To give a clearer posting, I'm going to move some of your sequentially points around a little bit.
Performance shares are a common, well known, and studied out solution to the question he asked. Perhaps I didn't add enough emphasis it enough in my earlier post: shares don't need to be used exclusively for splitting up equity, and can just as easily be used for profit sharing as I described it above. When $150 is split up, it is send out based on performance rather than time with the group or with what job title you have. Again, shares don't necessarily mean that the total equity of the company is split up.
Not at all.
First, as I mentioned, performance shares are not equity shares. You can use performance shares to help decide how to split up equity, if that's what the owner wants. Or you can use them for profit sharing. Or you can use them to hand out tickets in the company raffle.
Second, distributing the equity among a group of workers is very common. In corporations it is called "preferred stock", in LLCs it is called "membership shares". Distributed equity is very common in business, representing about 30% (see below) of all companies. Done properly, your shareholders are not scattered, and anyone looking to buy the company will see that you are mindful about business practices and record keeping --- Or clearly see that you were careless about them if you do it poorly.

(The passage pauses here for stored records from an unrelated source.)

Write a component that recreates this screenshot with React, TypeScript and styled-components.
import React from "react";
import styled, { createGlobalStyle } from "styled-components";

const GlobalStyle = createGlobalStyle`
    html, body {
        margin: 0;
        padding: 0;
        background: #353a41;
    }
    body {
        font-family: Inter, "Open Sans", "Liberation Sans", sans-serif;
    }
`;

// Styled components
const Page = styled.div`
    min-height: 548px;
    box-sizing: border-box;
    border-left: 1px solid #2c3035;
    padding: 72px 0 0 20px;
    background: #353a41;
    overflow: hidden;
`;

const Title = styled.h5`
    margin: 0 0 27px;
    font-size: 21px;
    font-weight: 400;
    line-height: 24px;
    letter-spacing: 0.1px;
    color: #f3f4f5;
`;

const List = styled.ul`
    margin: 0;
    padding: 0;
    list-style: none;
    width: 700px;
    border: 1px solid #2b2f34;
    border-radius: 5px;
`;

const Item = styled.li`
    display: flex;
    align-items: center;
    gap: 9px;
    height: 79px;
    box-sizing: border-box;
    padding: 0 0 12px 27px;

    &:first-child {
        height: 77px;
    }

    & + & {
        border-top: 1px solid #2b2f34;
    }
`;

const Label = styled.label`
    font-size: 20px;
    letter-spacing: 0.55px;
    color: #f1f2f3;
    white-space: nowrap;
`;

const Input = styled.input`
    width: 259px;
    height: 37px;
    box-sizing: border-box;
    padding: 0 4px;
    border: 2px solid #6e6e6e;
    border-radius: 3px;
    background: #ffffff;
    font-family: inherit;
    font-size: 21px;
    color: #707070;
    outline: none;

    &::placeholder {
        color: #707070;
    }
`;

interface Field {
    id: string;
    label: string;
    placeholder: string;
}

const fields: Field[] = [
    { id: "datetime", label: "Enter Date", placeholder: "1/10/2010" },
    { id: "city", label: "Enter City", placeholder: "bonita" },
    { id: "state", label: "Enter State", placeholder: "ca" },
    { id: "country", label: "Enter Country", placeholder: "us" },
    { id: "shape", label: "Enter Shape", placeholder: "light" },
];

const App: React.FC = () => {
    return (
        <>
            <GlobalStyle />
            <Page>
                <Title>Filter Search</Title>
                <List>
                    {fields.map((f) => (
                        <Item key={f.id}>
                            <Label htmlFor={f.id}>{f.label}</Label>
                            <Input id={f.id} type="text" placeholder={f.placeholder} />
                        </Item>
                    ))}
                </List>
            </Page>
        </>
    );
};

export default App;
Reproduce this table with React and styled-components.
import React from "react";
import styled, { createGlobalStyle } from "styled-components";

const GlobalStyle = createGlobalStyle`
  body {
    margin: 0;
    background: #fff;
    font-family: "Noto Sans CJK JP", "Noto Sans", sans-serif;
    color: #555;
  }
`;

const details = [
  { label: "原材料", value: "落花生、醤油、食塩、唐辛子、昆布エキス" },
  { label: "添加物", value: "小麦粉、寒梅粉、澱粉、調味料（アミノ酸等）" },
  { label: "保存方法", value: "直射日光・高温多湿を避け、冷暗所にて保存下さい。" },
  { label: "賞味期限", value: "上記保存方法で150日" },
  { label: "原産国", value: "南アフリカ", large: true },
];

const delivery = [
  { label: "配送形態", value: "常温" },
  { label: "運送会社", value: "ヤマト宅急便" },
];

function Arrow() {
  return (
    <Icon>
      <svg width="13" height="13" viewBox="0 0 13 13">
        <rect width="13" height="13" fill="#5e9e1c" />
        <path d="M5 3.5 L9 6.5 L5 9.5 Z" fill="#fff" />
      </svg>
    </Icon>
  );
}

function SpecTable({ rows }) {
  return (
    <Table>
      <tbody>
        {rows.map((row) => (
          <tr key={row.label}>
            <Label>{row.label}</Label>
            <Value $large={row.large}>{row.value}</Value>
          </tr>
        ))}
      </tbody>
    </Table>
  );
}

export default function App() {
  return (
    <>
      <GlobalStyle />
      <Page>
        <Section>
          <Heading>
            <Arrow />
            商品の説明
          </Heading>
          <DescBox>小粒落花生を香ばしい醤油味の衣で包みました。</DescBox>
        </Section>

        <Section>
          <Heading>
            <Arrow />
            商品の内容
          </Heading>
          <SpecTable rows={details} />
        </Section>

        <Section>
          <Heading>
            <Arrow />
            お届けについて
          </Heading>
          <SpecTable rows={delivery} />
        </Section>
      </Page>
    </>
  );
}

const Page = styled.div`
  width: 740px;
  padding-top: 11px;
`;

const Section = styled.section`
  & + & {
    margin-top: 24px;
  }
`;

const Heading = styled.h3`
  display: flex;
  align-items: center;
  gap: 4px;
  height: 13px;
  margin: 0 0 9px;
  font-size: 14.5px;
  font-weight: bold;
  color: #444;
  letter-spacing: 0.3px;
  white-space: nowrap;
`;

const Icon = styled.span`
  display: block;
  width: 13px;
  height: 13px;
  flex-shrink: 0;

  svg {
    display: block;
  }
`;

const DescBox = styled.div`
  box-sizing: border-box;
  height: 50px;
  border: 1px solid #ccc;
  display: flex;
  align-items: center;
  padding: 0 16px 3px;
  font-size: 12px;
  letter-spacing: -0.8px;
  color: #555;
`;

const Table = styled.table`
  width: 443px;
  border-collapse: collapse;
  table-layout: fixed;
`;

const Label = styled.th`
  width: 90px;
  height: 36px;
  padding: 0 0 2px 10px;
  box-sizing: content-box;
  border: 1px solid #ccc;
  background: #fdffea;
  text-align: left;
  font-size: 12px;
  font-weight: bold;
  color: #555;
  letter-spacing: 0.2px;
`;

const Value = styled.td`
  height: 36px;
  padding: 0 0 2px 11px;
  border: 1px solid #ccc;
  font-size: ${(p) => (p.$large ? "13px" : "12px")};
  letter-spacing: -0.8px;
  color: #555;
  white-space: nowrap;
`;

So why not use the fixed rate shares based on time or job title?
Don't the people who have been there longer and are in more responsible positions DESERVE more?

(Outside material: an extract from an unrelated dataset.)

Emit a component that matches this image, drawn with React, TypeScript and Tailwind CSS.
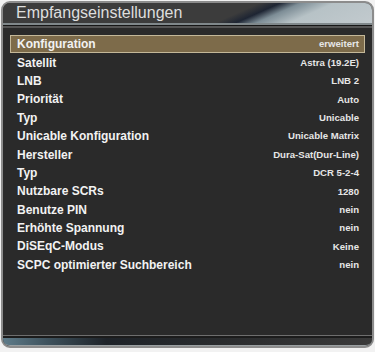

Shouldn't the people who have been there for 3 months earn 12.5% while those who were there from the beginning get 37.5?
Doesn't the CEO deserve to be paid for a half hour of golf the same amount that a sweating laborer earns in a year?
Fixed rate groups of shares and options have a ton of well-known problems. (Google for papers by economists like Rick Harbaugh, D.L. Kruse, and M.L. Weitzman.) The person who is awarded with the 2.5 rate for the month gets it regardless of the actual work they perform, and have no incentive to perform better than the 1.0 or the 0.8 rate people. In fact, the 2.5 rate individual has an incentive to work less and do low quality work. The fixed 2.5 rate person wants to have fewer people around since it reduces the relative amount they get, which in turn decreases the gross and net returns across the board. They have a huge incentive to just 'lay low', do enough to keep and earn more shares for the minimum amount of work --- let other people do the work and redirect the rewards.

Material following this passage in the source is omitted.